Lineberger allegedly sought to hide evidence of the document by changing its name to “Bundt_Cake_Recipe.pdf” before saving it to her government-issued computer, prosecutors said.

The indictment did not offer further details about the nature of the report, but it did characterize the document as being blocked from public release, per an order from US district judge Aileen M Cannon.

Cannon, who Trump has previously lauded as a “model of what a judge should be”, barred the former justice department special counsel Jack Smith from discussing or sharing any findings from his investigation into Trump’s alleged mishandling of White House documents at the end of his first term.

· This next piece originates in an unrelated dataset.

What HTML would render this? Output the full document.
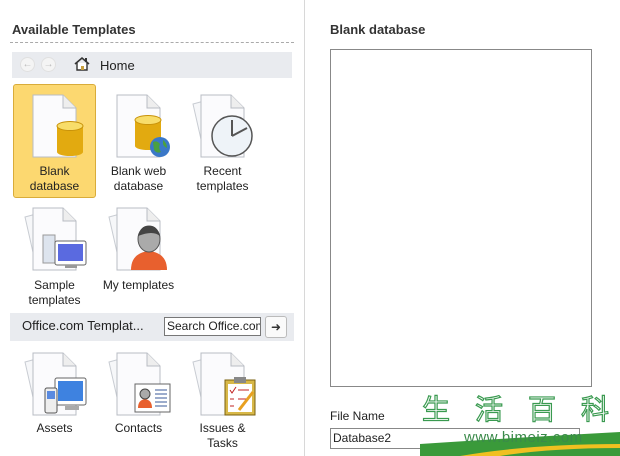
<!DOCTYPE html>
<html><head><meta charset="utf-8"><style>
*{margin:0;padding:0;box-sizing:border-box}
body{width:620px;height:456px;background:#fff;font-family:"Liberation Sans","DejaVu Sans",sans-serif;position:relative;overflow:hidden;color:#222}
.a{position:absolute}
.lbl{position:absolute;width:83px;text-align:center;font-size:12px;line-height:15px;color:#222}
svg{position:absolute}
</style></head><body>
<div class="a" style="left:12px;top:22px;font-size:13px;font-weight:bold;color:#333">Available Templates</div>
<div class="a" style="left:10px;top:42px;width:284px;border-top:1px dashed #aaa"></div>
<div class="a" style="left:12px;top:52px;width:280px;height:26px;background:#e9ebef"></div>
<div class="a" style="left:20px;top:57px;width:15px;height:15px;border-radius:50%;background:#f4f4f4;border:1px solid #e0e0e0;font-size:10px;color:#bbb;text-align:center;line-height:13px">&#8592;</div>
<div class="a" style="left:41px;top:57px;width:15px;height:15px;border-radius:50%;background:#f4f4f4;border:1px solid #e0e0e0;font-size:10px;color:#bbb;text-align:center;line-height:13px">&#8594;</div>
<svg style="left:74px;top:56px" width="16" height="16" viewBox="0 0 16 16"><path d="M1 8 L8 2 L15 8" fill="none" stroke="#333" stroke-width="1.6"/><path d="M3 7 V14 H13 V7" fill="#fff" stroke="#333" stroke-width="1.4"/><rect x="7" y="10" width="3" height="4" fill="#c8a040"/><rect x="11" y="2" width="2" height="4" fill="#333"/></svg>
<div class="a" style="left:100px;top:58px;font-size:13px;color:#222">Home</div>

<div class="a" style="left:13px;top:84px;width:83px;height:114px;background:#fcd870;border:1px solid #d9ac3a;border-radius:3px"></div>

<!-- Row1 -->
<svg style="left:13px;top:90px" width="83" height="72" viewBox="0 0 83 72"><path d="M20 5H50L63 18V67H20Z" fill="#fbfbfd" stroke="#b8bcc4"/><path d="M50 5V18H63" fill="#eee" stroke="#b8bcc4"/><path d="M44 36V62A13 4 0 0 0 70 62V36Z" fill="#e2aa10"/><ellipse cx="57" cy="36" rx="13" ry="4.5" fill="#f8dd6a" stroke="#c8920a"/></svg>
<div class="lbl" style="left:13px;top:164px">Blank<br>database</div>
<svg style="left:97px;top:90px" width="83" height="72" viewBox="0 0 83 72"><path d="M20 5H50L63 18V67H20Z" fill="#fbfbfd" stroke="#b8bcc4"/><path d="M50 5V18H63" fill="#eee" stroke="#b8bcc4"/><path d="M38 30V56A13 4 0 0 0 64 56V30Z" fill="#e2aa10"/><ellipse cx="51" cy="30" rx="13" ry="4.5" fill="#f8dd6a" stroke="#c8920a"/><circle cx="63" cy="57" r="10" fill="#3a78c8"/><path d="M56 52 Q60 50 63 54 Q61 58 64 62 Q60 64 57 60Z M66 50 Q70 53 70 58 Q67 57 66 54Z" fill="#4aa040"/></svg>
<div class="lbl" style="left:97px;top:164px">Blank web<br>database</div>
<svg style="left:181px;top:90px" width="83" height="72" viewBox="0 0 83 72"><path d="M12 14L38 7L50 60L24 67Z" fill="#f6f7f9" stroke="#c8ccd2"/><path d="M20 5H50L63 18V67H20Z" fill="#fbfbfd" stroke="#b8bcc4"/><path d="M50 5V18H63" fill="#eee" stroke="#b8bcc4"/><circle cx="51" cy="46" r="20" fill="#eef3f8" stroke="#555" stroke-width="1.5"/><path d="M51 46V30M51 46L66 38" stroke="#555" stroke-width="2" fill="none"/></svg>
<div class="lbl" style="left:181px;top:164px">Recent<br>templates</div>

<!-- Row2 -->
<svg style="left:13px;top:203px" width="83" height="72" viewBox="0 0 83 72"><path d="M12 14L38 7L50 60L24 67Z" fill="#f6f7f9" stroke="#c8ccd2"/><path d="M20 5H50L63 18V67H20Z" fill="#fbfbfd" stroke="#b8bcc4"/><path d="M50 5V18H63" fill="#eee" stroke="#b8bcc4"/><rect x="30" y="32" width="12" height="28" fill="#dde4ee" stroke="#999"/><rect x="42" y="38" width="31" height="24" rx="2" fill="#fff" stroke="#666"/><rect x="45" y="41" width="25" height="17" fill="#5a6ae0"/><rect x="52" y="62" width="12" height="3" fill="#999"/></svg>
<div class="lbl" style="left:13px;top:278px">Sample<br>templates</div>
<svg style="left:97px;top:203px" width="83" height="72" viewBox="0 0 83 72"><path d="M12 14L38 7L50 60L24 67Z" fill="#f6f7f9" stroke="#c8ccd2"/><path d="M20 5H50L63 18V67H20Z" fill="#fbfbfd" stroke="#b8bcc4"/><path d="M50 5V18H63" fill="#eee" stroke="#b8bcc4"/><path d="M34 67Q34 50 52 48Q70 50 70 67Z" fill="#e8602e"/><ellipse cx="52" cy="36" rx="11" ry="13" fill="#aaa" stroke="#555"/><path d="M41 33Q44 22 52 23Q60 22 63 33Q56 27 41 33Z" fill="#444"/></svg>
<div class="lbl" style="left:97px;top:278px">My templates</div>

<div class="a" style="left:10px;top:313px;width:284px;height:28px;background:#e9ebef"></div>
<div class="a" style="left:22px;top:318px;font-size:13px;color:#222">Office.com Templat...</div>
<div class="a" style="left:164px;top:317px;width:97px;height:19px;border:1px solid #777;background:#fff;font-size:12px;line-height:17px;padding-left:2px;overflow:hidden;white-space:nowrap">Search Office.com</div>
<div class="a" style="left:265px;top:316px;width:22px;height:22px;border:1px solid #bbb;border-radius:3px;background:#fafafa;font-size:12px;text-align:center;line-height:20px;color:#333">&#10140;</div>

<!-- Row3 -->
<svg style="left:13px;top:348px" width="83" height="72" viewBox="0 0 83 72"><path d="M12 14L38 7L50 60L24 67Z" fill="#f6f7f9" stroke="#c8ccd2"/><path d="M20 5H50L63 18V67H20Z" fill="#fbfbfd" stroke="#b8bcc4"/><path d="M50 5V18H63" fill="#eee" stroke="#b8bcc4"/><rect x="42" y="30" width="31" height="27" rx="2" fill="#fff" stroke="#666"/><rect x="45" y="33" width="25" height="20" fill="#3e82e0"/><rect x="52" y="58" width="14" height="4" fill="#aaa"/><rect x="32" y="40" width="12" height="25" rx="2" fill="#eee" stroke="#555"/><rect x="34" y="43" width="8" height="8" fill="#5a8ae0"/></svg>
<div class="lbl" style="left:13px;top:421px">Assets</div>
<svg style="left:97px;top:348px" width="83" height="72" viewBox="0 0 83 72"><path d="M12 14L38 7L50 60L24 67Z" fill="#f6f7f9" stroke="#c8ccd2"/><path d="M20 5H50L63 18V67H20Z" fill="#fbfbfd" stroke="#b8bcc4"/><path d="M50 5V18H63" fill="#eee" stroke="#b8bcc4"/><rect x="38" y="36" width="35" height="28" fill="#fff" stroke="#666"/><path d="M41 60Q41 52 48 51Q55 52 55 60Z" fill="#e8602e"/><circle cx="48" cy="46" r="5" fill="#aaa" stroke="#444"/><path d="M58 42H70M58 46H70M58 50H70M58 54H70M58 58H70" stroke="#3a5a9a"/></svg>
<div class="lbl" style="left:97px;top:421px">Contacts</div>
<svg style="left:181px;top:348px" width="83" height="72" viewBox="0 0 83 72"><path d="M12 14L38 7L50 60L24 67Z" fill="#f6f7f9" stroke="#c8ccd2"/><path d="M20 5H50L63 18V67H20Z" fill="#fbfbfd" stroke="#b8bcc4"/><path d="M50 5V18H63" fill="#eee" stroke="#b8bcc4"/><rect x="44" y="32" width="30" height="35" fill="#d8b848" stroke="#7a6010"/><rect x="47" y="36" width="24" height="28" fill="#fff"/><rect x="53" y="29" width="12" height="6" fill="#888"/><path d="M49 42L51 45L55 39M49 51H53M49 58H53M57 42H68M57 51H68" stroke="#c02020" fill="none"/><path d="M58 62L72 44" stroke="#e8a020" stroke-width="3"/></svg>
<div class="lbl" style="left:181px;top:421px">Issues &amp;<br>Tasks</div>

<div class="a" style="left:304px;top:0;width:1px;height:456px;background:#d8d8d8"></div>
<div class="a" style="left:330px;top:22px;font-size:13px;font-weight:bold;color:#333">Blank database</div>
<div class="a" style="left:330px;top:49px;width:262px;height:338px;border:1px solid #888;background:#fff"></div>
<div class="a" style="left:330px;top:409px;font-size:12px;color:#222">File Name</div>
<div class="a" style="left:330px;top:428px;width:250px;height:21px;border:1px solid #888;background:#fff;font-size:12px;line-height:19px;padding-left:2px">Database2</div>
<svg style="left:420px;top:430px" width="200" height="26" viewBox="0 0 200 26"><path d="M0 14Q90 8 200 2V26H0Z" fill="#3a9a3a"/><path d="M40 26Q110 14 200 14V18Q130 18 80 26Z" fill="#f0c020"/></svg>
<div class="a" style="left:422px;top:390px;white-space:nowrap;font-family:'Noto Sans CJK SC',sans-serif;font-size:28px;letter-spacing:25px;color:#fff;-webkit-text-stroke:1.2px #3a9a50;line-height:36px">生活百科</div>
<div class="a" style="left:464px;top:429px;font-size:15px;color:#3a8a4a;letter-spacing:0.5px;white-space:nowrap">www.bimeiz.com</div>
</body></html>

Smith also led an investigation into Trump’s alleged plot to obstruct the 2020 election. Both cases were dropped after Trump secured a second term. Justice department policy protects sitting presidents from criminal prosecution.

In a January court filing, federal prosecutors condemned Smith’s report. “The illicit product of an unlawful investigation and prosecution belongs in the dustbin of history,” they said.

Meanwhile, advocacy groups have sought to unseal the report through court appeals.

It is unclear why Lineberger may have sent the report to herself. She faces a maximum sentence of 25 years in prison if convicted of the charges.